Not too long ago, you sent a “white paper” to the Justice Department about potential price-fixing among publishers. The term white paper is in quotes here because, well, it wasn’t really a white paper, it was an accusation intended to cause trouble. And it did. The ability of publishers to stand against your profit-grubbing, market-destroying tactics was prevented by law, which means that folks like me, regular authors who have already been struggling to eek some kind of living out of our passion, this thing called writing, was further degraded all so readers in theory could spend a few pennies less on books. But as any stock trader can tell you, pennies add up and, well, seeing as how margins are often cut by cutting the salaries of content providers, authors, I am now less able to buy food or pay rent. Oh, but you’re commanding an even bigger market share. Excuse me for wanting to buy pasta over Ramen noodles a few times a week. Glad you’re able to afford dead snails and big globs of fish eggs in your shiny corporate suites. So sorry.

But wait. See, there’s something else now. You just sent another “white paper” to the Justice Department, which has stirred officials to approach three of the Big Five publishers and ask about pricing discussions that might have happened recently. Not that I think it has anything to do with the recent blow-up between you and Hachette wherein you are not only taking even more money away from authors by refusing to sell Hachette’s books (so Ramen apparently will now become a luxury leaving writers with, well, let’s see, maybe grass clippings to eat? Would that be cheap enough?), you have also taken away readers’ ability to find and buy books.

Oh, you say it’s for the customer’s own good? Let’s look at that, shall we? Hmmm. A single company that already commands 60% of the retail market for print and electronic books claims that it wants to make books even cheaper. So let’s say that happens, and in the meantime market share for Amazon rises to 70%. (Or, in your dreams, a whopping 85%. Whatever you want, OK? Let’s keep it civil, shall we?)

Then what? What prevents you from raising the price of books again…because of course at that point Barnes & Noble will no longer be viable and their stores will litter the American landscape with echoing, gargantuan empty storefronts that mirror the echoing, gargantuan empty storefronts that used to be Borders’ locations. And don’t forget all the tiny, echoing empty storefronts of indie bookstores. Broken dreams, all.

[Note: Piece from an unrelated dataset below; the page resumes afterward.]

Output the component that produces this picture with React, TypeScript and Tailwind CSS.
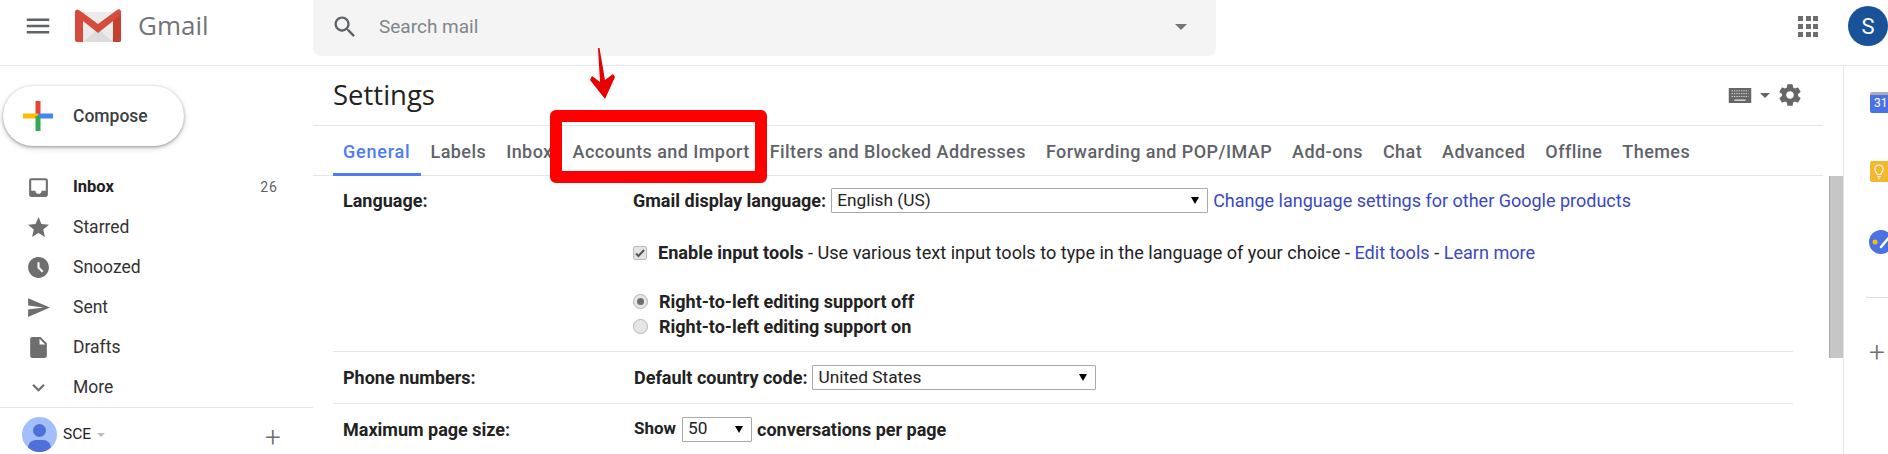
import React from "react";

const P = ({ d, className }: { d: string; className?: string }) => (
  <svg viewBox="0 0 24 24" className={className} fill="currentColor"><path d={d} /></svg>
);

const icons = {
  menu: "M3 18h18v-2H3v2zm0-5h18v-2H3v2zm0-7v2h18V6H3z",
  inbox: "M19 3H5c-1.1 0-2 .9-2 2v14c0 1.1.9 2 2 2h14c1.1 0 2-.9 2-2V5c0-1.1-.9-2-2-2zm0 12h-4c0 1.66-1.35 3-3 3s-3-1.34-3-3H5V5h14v10z",
  star: "M12 17.27L18.18 21l-1.64-7.03L22 9.24l-7.19-.61L12 2 9.19 8.63 2 9.24l5.46 4.73L5.82 21z",
  clock: "M11.99 2C6.47 2 2 6.48 2 12s4.47 10 9.99 10C17.52 22 22 17.52 22 12S17.52 2 11.99 2zm3.3 14.71L11 12.41V7h2v4.59l3.71 3.71-1.42 1.41z",
  send: "M2.01 21L23 12 2.01 3 2 10l15 2-15 2z",
  draft: "M14 2H6c-1.1 0-1.99.9-1.99 2L4 20c0 1.1.89 2 1.99 2H18c1.1 0 2-.9 2-2V8l-6-6zm-1 7V3.5L18.5 9H13z",
  chevron: "M7.41 8.59L12 13.17l4.59-4.58L18 10l-6 6-6-6z",
  search: "M15.5 14h-.79l-.28-.27C15.41 12.59 16 11.11 16 9.5 16 5.91 13.09 3 9.5 3S3 5.91 3 9.5 5.91 16 9.5 16c1.61 0 3.09-.59 4.23-1.57l.27.28v.79l5 4.99L20.49 19l-4.99-5zm-6 0C7.01 14 5 11.99 5 9.5S7.01 5 9.5 5 14 7.01 14 9.5 11.99 14 9.5 14z",
  gear: "M19.43 12.98c.04-.32.07-.64.07-.98s-.03-.66-.07-.98l2.11-1.65c.19-.15.24-.42.12-.64l-2-3.46c-.12-.22-.39-.3-.61-.22l-2.49 1c-.52-.4-1.08-.73-1.69-.98l-.38-2.65C14.46 2.18 14.25 2 14 2h-4c-.25 0-.46.18-.49.42l-.38 2.65c-.61.25-1.17.59-1.69.98l-2.49-1c-.23-.09-.49 0-.61.22l-2 3.46c-.13.22-.07.49.12.64l2.11 1.65c-.04.32-.07.65-.07.98s.03.66.07.98l-2.11 1.65c-.19.15-.24.42-.12.64l2 3.46c.12.22.39.3.61.22l2.49-1c.52.4 1.08.73 1.69.98l.38 2.65c.03.24.24.42.49.42h4c.25 0 .46-.18.49-.42l.38-2.65c.61-.25 1.17-.59 1.69-.98l2.49 1c.23.09.49 0 .61-.22l2-3.46c.12-.22.07-.49-.12-.64l-2.11-1.65zM12 15.5c-1.93 0-3.5-1.57-3.5-3.5s1.57-3.5 3.5-3.5 3.5 1.57 3.5 3.5-1.57 3.5-3.5 3.5z",
};

const nav = [
  { label: "Inbox", icon: icons.inbox, bold: true, count: "26" },
  { label: "Starred", icon: icons.star },
  { label: "Snoozed", icon: icons.clock },
  { label: "Sent", icon: icons.send },
  { label: "Drafts", icon: icons.draft },
  { label: "More", icon: icons.chevron },
];

const tabs = ["General", "Labels", "Inbox", "Accounts and Import", "Filters and Blocked Addresses", "Forwarding and POP/IMAP", "Add-ons", "Chat", "Advanced", "Offline", "Themes"];

const Caret = ({ className }: { className?: string }) => (
  <span className={`w-0 h-0 border-x-[6px] border-x-transparent border-t-[6px] inline-block ${className}`} />
);

const Select = ({ value, className }: { value: string; className: string }) => (
  <div className={`h-[25px] border border-[#a9a9a9] rounded-[1px] flex items-center justify-between pl-[5px] pr-[8px] text-[17.300px] text-[#222] font-normal ${className}`}>
    <span>{value}</span>
    <span className="w-0 h-0 border-x-[4px] border-x-transparent border-t-[7px] border-t-black" />
  </div>
);

const Radio = ({ on }: { on?: boolean }) => (
  <span className="w-[15px] h-[15px] rounded-full border border-[#b5b5b5] bg-[#e6e6e6] flex items-center justify-center shrink-0">
    {on && <span className="w-[7px] h-[7px] rounded-full bg-[#6f6f6f]" />}
  </span>
);

export default function App() {
  return (
    <div className="relative w-[1888px] h-[454px] overflow-hidden bg-white font-['Roboto',sans-serif] text-[#222]">
      <header className="h-[66px] border-b border-[#e6e6e6] flex">
        <div className="w-[313px] flex items-start shrink-0">
          <P d={icons.menu} className="w-[30px] h-[30px] text-[#5f6368] ml-[23px] mt-[11px]" />
          <svg viewBox="0 0 46 34" className="w-[46px] h-[34px] ml-[22px] mt-[9px]">
            <path d="M2 3h42v29a1 1 0 0 1-1 1H3a1 1 0 0 1-1-1z" fill="#ebebeb" />
            <path d="M8 33 23 20l15 13z" fill="#dcdcdc" />
            <path d="M0 3c0-2 2-3.500 4-2l19 14L42 1c2-1.500 4-.5 4 2v28a2 2 0 0 1-2 2h-6V12L23 24 8 12v21H2a2 2 0 0 1-2-2z" fill="#d54c3f" />
            <path d="M38 12l8-7v26a2 2 0 0 1-2 2h-6z" fill="#c5402f" />
          </svg>
          <span className="ml-[17px] mt-[7px] text-[26px] leading-[36px] text-[#717478] font-['Open_Sans',sans-serif]">Gmail</span>
        </div>
        <div className="w-[903px] h-[56px] bg-[#f4f4f4] rounded-b-[8px] flex items-center pl-[18px] pr-[29px] pb-[2px]">
          <P d={icons.search} className="w-[28px] h-[28px] text-[#5f6368]" />
          <span className="ml-[20px] text-[19px] text-[#80868b]">Search mail</span>
          <Caret className="ml-auto border-t-[#70757a]" />
        </div>
        <div className="flex-1 flex items-start">
          <div className="ml-[582px] mt-[16px] grid grid-cols-3 gap-[3px] w-[20px]">
            {Array.from({ length: 9 }).map((_, i) => (
              <span key={i} className="w-[5px] h-[5px] bg-[#6e6e6e]" />
            ))}
          </div>
          <div className="ml-[30px] mt-[6px] w-[40px] h-[40px] shrink-0 rounded-full bg-[#1a5299] text-white text-[22px] flex items-center justify-center">S</div>
        </div>
      </header>

      <div className="flex h-[388px]">
        <aside className="w-[313px] shrink-0 flex flex-col">
          <div className="ml-[3px] mt-[20px] w-[181px] h-[60px] rounded-full bg-white shadow-[0_1px_3px_rgba(60,64,67,0.45),0_2px_6px_rgba(60,64,67,0.2)] flex items-center">
            <svg viewBox="0 0 30 30" className="w-[30px] h-[30px] ml-[20px]">
              <rect x="12.500" y="0" width="5" height="15" fill="#ea4335" />
              <rect x="0" y="12.500" width="15" height="5" fill="#fbbc05" />
              <rect x="15" y="12.500" width="15" height="5" fill="#4285f4" />
              <rect x="12.500" y="15" width="5" height="15" fill="#34a853" />
            </svg>
            <span className="ml-[20px] text-[17.500px] text-[#3c4043] font-medium">Compose</span>
          </div>
          <nav className="mt-[21px] flex flex-col">
            {nav.map((n) => (
              <div key={n.label} className={`h-[40px] flex items-center pl-[26px] pr-[35px] ${n.bold ? "font-bold text-[#222] text-[16.500px]" : "text-[#333] text-[17.500px]"}`}>
                <P d={n.icon} className="w-[25px] h-[25px] text-[#6e6e6e] shrink-0" />
                <span className="ml-[22px]">{n.label}</span>
                {n.count && <span className="ml-auto text-[14px] font-normal text-[#5f6368] tracking-[1px]">{n.count}</span>}
              </div>
            ))}
          </nav>
          <div className="border-t border-[#e6e6e6] flex items-center pl-[22px] pt-[9px]">
            <div className="relative w-[35px] h-[35px] rounded-full bg-[#a3bffa] overflow-hidden shrink-0">
              <span className="absolute left-[11px] top-[7px] w-[13px] h-[13px] rounded-full bg-[#4f6fdc]" />
              <span className="absolute left-[6px] top-[23px] w-[23px] h-[16px] rounded-full bg-[#4f6fdc]" />
            </div>
            <span className="ml-[6px] text-[15.500px] text-[#222]">SCE</span>
            <Caret className="ml-[6px] border-t-[#bdbdbd] !border-x-[4px] !border-t-[4px]" />
            <span className="ml-[160px] mt-[6px] text-[28px] font-light text-[#6e6e6e] leading-none">+</span>
          </div>
        </aside>

        <main className="flex-1 flex min-w-0">
          <div className="flex-1 min-w-0">
            <div className="h-[60px] border-b border-[#e6e6e6] flex items-center pl-[20px] pr-[20px]">
              <span className="text-[27.500px] text-[#222] font-['Open_Sans',sans-serif] -mt-[2px]">Settings</span>
              <svg viewBox="0 0 24 16" className="w-[24px] h-[15px] ml-auto text-[#666]" fill="currentColor">
                <path d="M0 0h24v16H0z" />
                <path d="M3 3h18M3 6h18M3 9h18" stroke="#ddd" strokeWidth="1" strokeDasharray="1.500 1" />
                <path d="M6 13h12" stroke="#ddd" strokeWidth="1.500" />
              </svg>
              <Caret className="ml-[8px] border-t-[#666] !border-x-[5px] !border-t-[5px]" />
              <P d={icons.gear} className="w-[26px] h-[26px] ml-[7px] mb-[1px] text-[#666]" />
            </div>
            <div className="h-[50px] border-b border-[#e6e6e6] flex pl-[20px] text-[18px] tracking-[0.43px] font-medium text-[#5f6368]">
              {tabs.map((t, i) => (
                <div key={t} className={`h-[50px] px-[10px] flex items-center shrink-0 whitespace-nowrap ${i === 0 ? "text-[#4d7cf4] border-b-[3px] border-[#4d7cf4] pt-[3px] tracking-[0.8px]" : ""}`}>{t}</div>
              ))}
            </div>
            <div className="pl-[20px] pr-[30px] text-[18px]">
              <div className="h-[176px] border-b border-[#e6e6e6] pl-[10px] flex">
                <div className="w-[290px] font-bold pt-[14px] leading-[21px]">Language:</div>
                <div className="flex-1 flex flex-col">
                  <div className="flex items-center mt-[12px] h-[25px]">
                    <span className="font-bold">Gmail display language:</span>
                    <Select value="English (US)" className="ml-[5px] w-[377px]" />
                    <span className="ml-[5px] text-[#3a48c6]">Change language settings for other Google products</span>
                  </div>
                  <div className="flex items-center mt-[27px] h-[25px]">
                    <span className="w-[14px] h-[14px] bg-[#e3e3e3] border border-[#bcbcbc] rounded-[2px] flex items-center justify-center">
                      <svg viewBox="0 0 12 12" className="w-[12px] h-[12px]"><path d="M2 6.500l2.500 2.500L10 3" fill="none" stroke="#555" strokeWidth="2" /></svg>
                    </span>
                    <span className="ml-[11px] text-[18.100px]"><b className="font-bold">Enable input tools</b> - Use various text input tools to type in the language of your choice - <span className="text-[#3a48c6]">Edit tools</span> - <span className="text-[#3a48c6]">Learn more</span></span>
                  </div>
                  <div className="flex items-center gap-[11px] mt-[24px] h-[25px] font-bold"><Radio on /><span>Right-to-left editing support off</span></div>
                  <div className="flex items-center gap-[11px] h-[25px] font-bold"><Radio /><span>Right-to-left editing support on</span></div>
                </div>
              </div>
              <div className="h-[52px] border-b border-[#e6e6e6] pl-[10px] flex items-center">
                <div className="w-[291px] font-bold">Phone numbers:</div>
                <span className="font-bold">Default country code:</span>
                <Select value="United States" className="ml-[5px] w-[284px]" />
              </div>
              <div className="h-[50px] pl-[10px] flex items-center">
                <div className="w-[291px] font-bold">Maximum page size:</div>
                <span className="font-bold text-[17px] w-[48px]">Show</span>
                <Select value="50" className="w-[70px]" />
                <span className="font-bold ml-[5px]">conversations per page</span>
              </div>
            </div>
          </div>
          <div className="w-[14px] shrink-0 ml-[6px] pt-[110px]">
            <div className="h-[182px] bg-[#c6c6c6] border-l border-[#aaa]" />
          </div>
        </main>

        <aside className="w-[45px] shrink-0 border-l border-[#e6e6e6] overflow-hidden pt-[26px] pl-[25px] flex flex-col items-start">
          <div className="ml-[1px] w-[24px] h-[21px] shrink-0 bg-[#4a72e4] rounded-[2px] border-t-[3px] border-[#a6adb8] text-white text-[12px] leading-[17px] pl-[4px]">31</div>
          <div className="ml-[1px] mt-[48px] w-[24px] h-[21px] shrink-0 bg-[#f4b82e] rounded-[2px] flex items-center justify-center pr-[6px]">
            <svg viewBox="0 0 12 18" className="w-[10px] h-[16px]" fill="none" stroke="#fff" strokeWidth="1.300"><path d="M4 12c0-2-3-3-3-6.500a5 5 0 0 1 10 0C11 9 8 10 8 12zM4 14.500h4M5 17h2" /></svg>
          </div>
          <svg viewBox="0 0 24 24" className="mt-[48px] w-[24px] h-[24px] shrink-0">
            <circle cx="12" cy="12" r="12" fill="#4a72e4" />
            <circle cx="6" cy="12" r="2.500" fill="#fbbc05" />
            <path d="M12 17L22 5" stroke="#fff" strokeWidth="2.500" strokeLinecap="round" />
          </svg>
          <div className="mt-[43px] w-[40px] -ml-[3px] shrink-0 border-t border-[#dcdcdc]" />
          <span className="mt-[41px] text-[28px] font-light text-[#6e6e6e] leading-none">+</span>
        </aside>
      </div>

      <div className="absolute left-[550px] top-[110px] w-[217px] h-[73px] border-[12px] border-[#f00] rounded-[6px]" />
      <svg viewBox="0 0 30 56" className="absolute left-[588px] top-[47px] w-[30px] h-[56px]">
        <path d="M10 1 L11.500 1 L17 33 L25 27 L27 30 L17 52 L2 33 L4 29 L12 35 Z" fill="#e60000" />
      </svg>
    </div>
  );
}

Oh, sorry. Dreams don’t apply to your algorithms, nor do they make a dent in the yawing hunger that drives these underhanded notes (see “white paper” above) passed like high-school gossip slips under the desk from a snickering Amazon to the Justice Department. So the dreams of authors who only want to pay their rent so they can continue, against all odds, to carve out a few hours a day to put their dreamlike stories down on paper and feed them to readers who, similarly passionate about dreams, engage in the books for a few precious hours of release from their lives, to learn through the process of connecting with characters about who they really are and who they want to become, to expand their minds and their souls in ways that they wouldn’t be able to achieve in life yet who find a pathway through literature high and low. So sorry, I forgot that the only dreams that count are those that involve market domination and future profit.

So, let’s put all that aside and return to this second “white paper.” It’s a joke, right? You’re joking? You don’t really think that what’s happening here is the preservation of American culture and preservation of pathways into the cultures of other nations through literature? You don’t really think that eliminating the cost of two lattes a week in order to buy a book is cheap enough (assuming that you are not an author and therefore only rarely able to afford a single latte a month)?

Are you seriously comparing books to adult diapers and sticky tape? Most diapers, after all, absorb at the same rate. Most sticky tape sticks well enough. They are interchangeable.

Books are not. Neither are the authors who write them. Nor are the readers who engage with them.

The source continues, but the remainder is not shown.